Some of those tired old talking points reveal just how ethically and intellectually bankrupt the Bushistas are, and how it's impossible to look back on George W. Bush's solemn pledge that he was going to be the one to "restore honor and dignity to the White House" as anything but a particularly sick joke.

Those by-now-clichéd lines form a special language all their own, a language spoken by every embezzler, fraudster, and disgraced CEO who's ever done, or ever deserved to do, a perp-walk.

I like to call it "scoundrel-speak." Here are a few translations and commentaries on the scoundrel-speak phrase book:

"McClellan's just a disgruntled employee!" This is the golden oldie that's been thrown at every whistleblower.

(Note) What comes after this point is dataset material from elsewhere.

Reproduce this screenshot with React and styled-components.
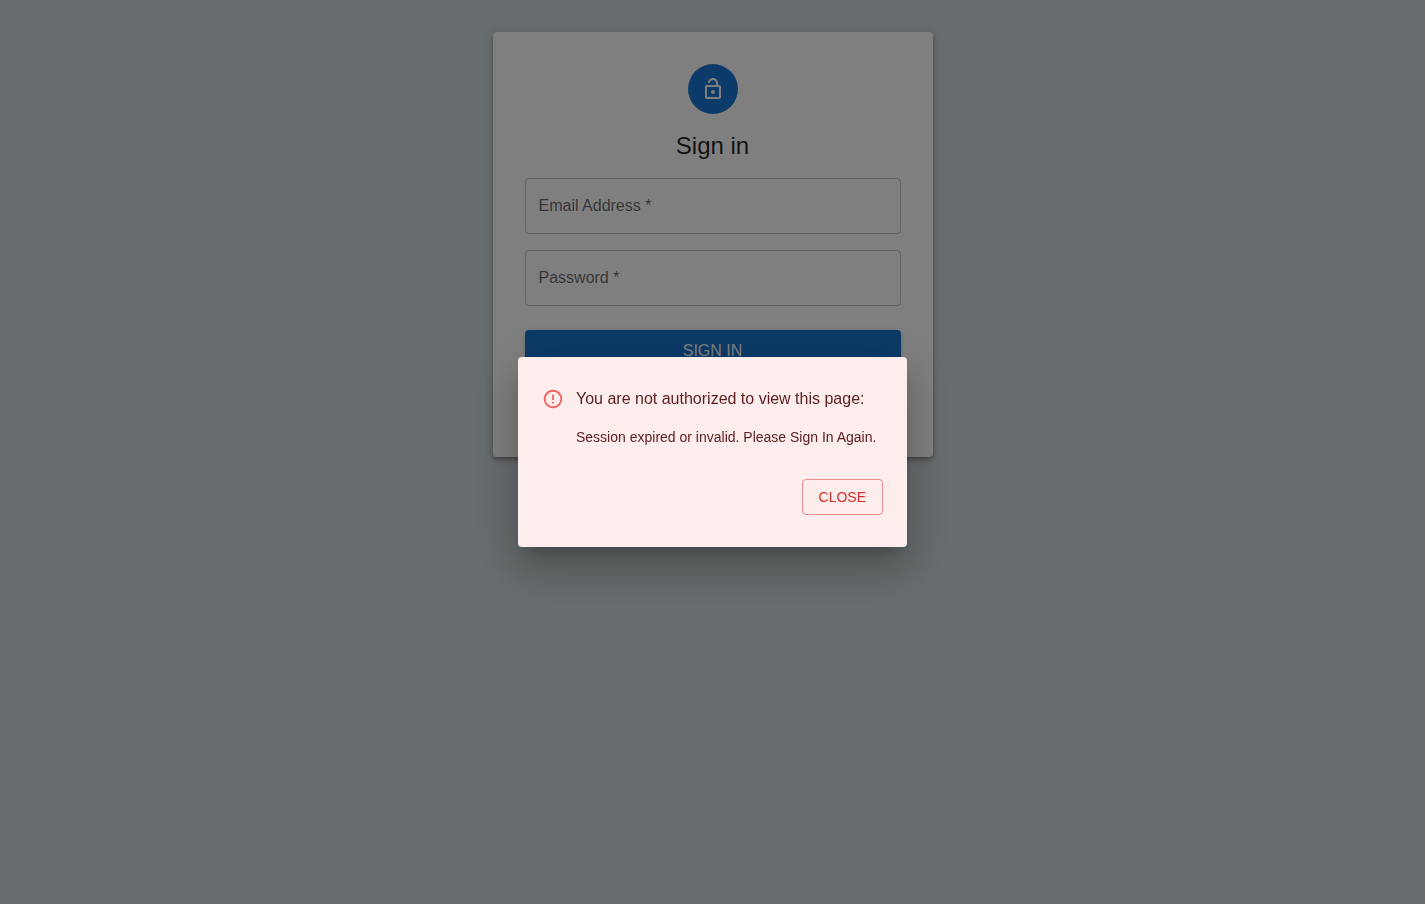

When you look around, though, it seems as if disgruntled employees of this White House are thick on the ground. Former Treasury Secretary Paul O'Neill; Former Campaign Chief Strategist Matthew Dowd; Former Counter-Terrorism Chief Richard Clarke; former Special Assistant David Kuo; Former EPA Administrator Christie Todd Whitman, former Pentagon official Lt. Col. Karen Kwiatkowski, etc. etc.

Now, I'm just a simple guy, but it seems to me that if you've got this many rats jumping off, there's something wrong with the ship.

Let me just ask: Are there any "gruntled" employees left at the White House?

"Why, all of a sudden, if he had all these grave concerns, did he not raise these sooner?": This one is particularly sweet to hear used on Scotty, because it's exactly what McClellan himself said about Richard Clarke when Clarke pointed out what a massive botch the Bushistas had made of the war on terror by ignoring the warnings of a significant terrorist attack in the works in the months leading up to 9/11.

(Remember the "bin Laden determined to attack in U.S." memo? Bet they wish you didn't.) In English, this translates to "Why didn't he speak up against our malfeasance while he was helping us commit it?" Because, as we know, the Bush administration has always been so open to dissenting ideas.

"McClellan sounds like a left-wing blogger!": Ever notice how more and more former Bushistas are sounding like "liberals"? Maybe because that's the sound of people actually telling the truth.

"We've heard all of this before, this is nothing new": It really blows my mind that anyone, even the most berserk right-winger, could consider this a defense.

It is true that a lot of people, including Bush insiders, have noted that the Iraq War was a "strategic blunder," that the administration "lacked candor and honesty" in the way they sold the war to us, and that they were in a "state of denial" about the debacle that was their response to Hurricane Katrina.

But what is it called when a dozen witnesses tell the same story?

Well, we in the law biz call it "corroboration."

"He's just trying to make money on his book!": Because, as we know, only books that bash Bush make money. Just ask Ann Coulter, Scott Hannity, Bill O'Reilly, etc. etc.

Of course, those authors tend to make the best-seller lists with a "dagger," a little icon by their title that indicates that booksellers are reporting large, multiple copy "bulk buys" meant for the express purpose of getting the book on the list.

Seems to me that if McClellan was only trying to get rich, he'd have gone with a publisher who'd get him on the lists by hook or by crook, rather than the small Public Affairs Press, which is notorious in the publishing world for its modest advances.

There's an old saying that "when you throw a rock into a pack of dogs, the one that yelps loudest is the one you hit." Judging from the reaction to Scott McClellan's book, it was one big rock that hit a lot of dogs.